-- start --

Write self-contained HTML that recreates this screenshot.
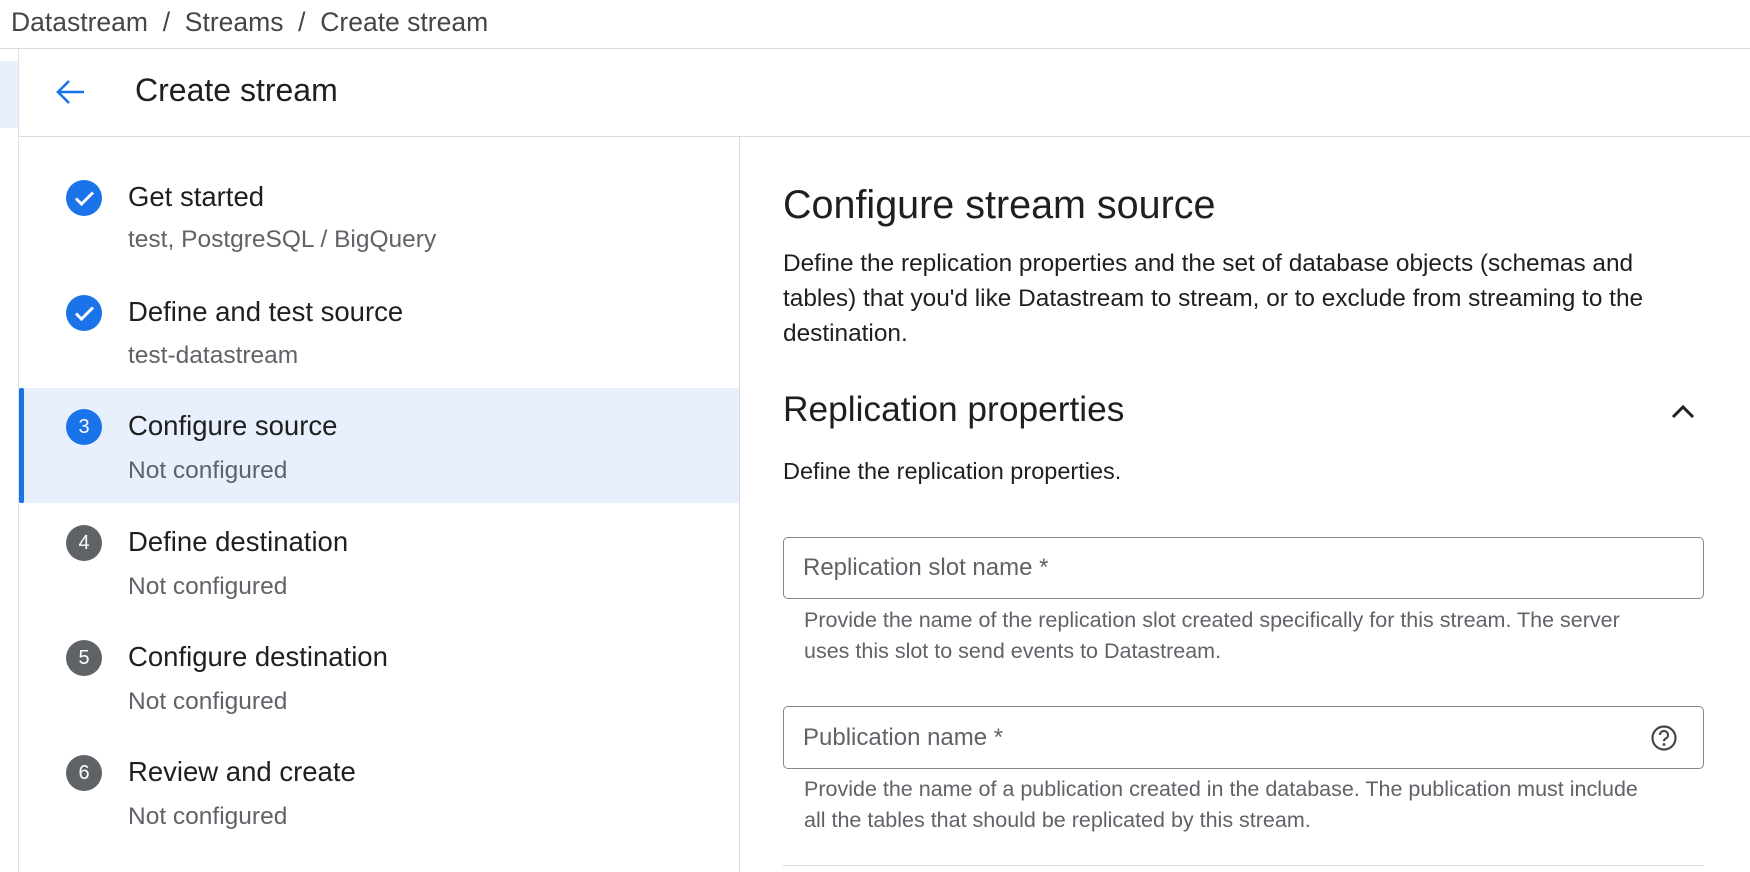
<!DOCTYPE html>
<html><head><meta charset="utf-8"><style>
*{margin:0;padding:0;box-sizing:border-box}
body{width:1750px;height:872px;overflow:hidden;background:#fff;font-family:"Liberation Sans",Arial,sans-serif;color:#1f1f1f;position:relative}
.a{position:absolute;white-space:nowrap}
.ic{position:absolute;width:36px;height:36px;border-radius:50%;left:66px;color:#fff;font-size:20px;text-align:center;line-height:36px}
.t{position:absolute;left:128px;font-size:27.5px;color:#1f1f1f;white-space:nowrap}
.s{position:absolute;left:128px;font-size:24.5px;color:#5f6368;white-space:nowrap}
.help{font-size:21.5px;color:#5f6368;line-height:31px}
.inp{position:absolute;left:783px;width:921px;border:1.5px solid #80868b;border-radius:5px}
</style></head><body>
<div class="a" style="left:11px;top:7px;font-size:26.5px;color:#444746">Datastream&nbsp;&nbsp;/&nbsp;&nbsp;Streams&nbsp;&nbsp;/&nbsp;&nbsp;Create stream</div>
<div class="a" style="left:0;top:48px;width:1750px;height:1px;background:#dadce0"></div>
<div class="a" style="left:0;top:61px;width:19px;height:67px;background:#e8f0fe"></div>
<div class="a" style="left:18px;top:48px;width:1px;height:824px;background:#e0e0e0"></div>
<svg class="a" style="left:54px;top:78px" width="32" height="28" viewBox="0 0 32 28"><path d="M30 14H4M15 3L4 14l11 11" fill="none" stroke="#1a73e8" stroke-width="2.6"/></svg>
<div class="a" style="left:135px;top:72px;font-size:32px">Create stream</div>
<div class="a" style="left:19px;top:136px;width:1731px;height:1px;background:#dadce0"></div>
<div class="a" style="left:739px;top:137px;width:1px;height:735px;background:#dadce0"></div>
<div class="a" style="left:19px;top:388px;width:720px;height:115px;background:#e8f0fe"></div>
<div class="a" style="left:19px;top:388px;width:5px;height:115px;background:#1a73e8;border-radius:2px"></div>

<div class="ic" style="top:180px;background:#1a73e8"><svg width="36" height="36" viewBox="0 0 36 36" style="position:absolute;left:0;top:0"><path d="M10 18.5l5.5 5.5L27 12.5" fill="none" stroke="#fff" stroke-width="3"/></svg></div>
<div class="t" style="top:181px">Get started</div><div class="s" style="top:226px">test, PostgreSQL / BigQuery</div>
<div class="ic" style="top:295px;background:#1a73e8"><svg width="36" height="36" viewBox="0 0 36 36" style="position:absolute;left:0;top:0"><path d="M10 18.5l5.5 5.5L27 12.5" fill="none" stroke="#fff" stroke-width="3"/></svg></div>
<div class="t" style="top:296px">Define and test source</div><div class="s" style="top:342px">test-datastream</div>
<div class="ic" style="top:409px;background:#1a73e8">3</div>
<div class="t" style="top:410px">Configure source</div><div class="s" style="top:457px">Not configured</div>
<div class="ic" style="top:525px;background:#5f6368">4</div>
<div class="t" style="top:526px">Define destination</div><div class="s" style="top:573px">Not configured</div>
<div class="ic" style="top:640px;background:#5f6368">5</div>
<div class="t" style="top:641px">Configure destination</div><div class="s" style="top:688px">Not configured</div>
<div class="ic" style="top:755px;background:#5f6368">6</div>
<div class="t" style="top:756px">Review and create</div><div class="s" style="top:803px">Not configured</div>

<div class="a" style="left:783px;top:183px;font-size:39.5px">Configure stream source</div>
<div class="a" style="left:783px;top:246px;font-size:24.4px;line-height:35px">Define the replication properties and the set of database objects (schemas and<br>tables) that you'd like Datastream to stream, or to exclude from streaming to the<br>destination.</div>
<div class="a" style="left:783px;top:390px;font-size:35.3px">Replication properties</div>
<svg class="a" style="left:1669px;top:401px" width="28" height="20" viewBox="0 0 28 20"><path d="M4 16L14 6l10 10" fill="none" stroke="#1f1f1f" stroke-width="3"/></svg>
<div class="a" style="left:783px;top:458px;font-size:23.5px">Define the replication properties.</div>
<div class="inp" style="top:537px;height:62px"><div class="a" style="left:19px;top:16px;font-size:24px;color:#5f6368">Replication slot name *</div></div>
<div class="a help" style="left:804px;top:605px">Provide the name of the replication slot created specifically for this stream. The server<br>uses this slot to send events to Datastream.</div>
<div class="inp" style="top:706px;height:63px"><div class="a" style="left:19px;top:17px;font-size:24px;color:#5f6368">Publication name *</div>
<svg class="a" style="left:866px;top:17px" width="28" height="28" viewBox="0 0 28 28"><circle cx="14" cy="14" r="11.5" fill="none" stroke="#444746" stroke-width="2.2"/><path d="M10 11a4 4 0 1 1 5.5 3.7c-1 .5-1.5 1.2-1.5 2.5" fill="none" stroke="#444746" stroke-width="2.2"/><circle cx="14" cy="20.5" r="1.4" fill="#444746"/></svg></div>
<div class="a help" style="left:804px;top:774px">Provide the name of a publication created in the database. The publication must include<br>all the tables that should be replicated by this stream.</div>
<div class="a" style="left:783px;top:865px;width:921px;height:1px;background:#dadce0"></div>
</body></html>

-- end --

_What you should do_.
Your answer should be a single number: the count of lines in the data that include the word "this".

_Correct output_.
3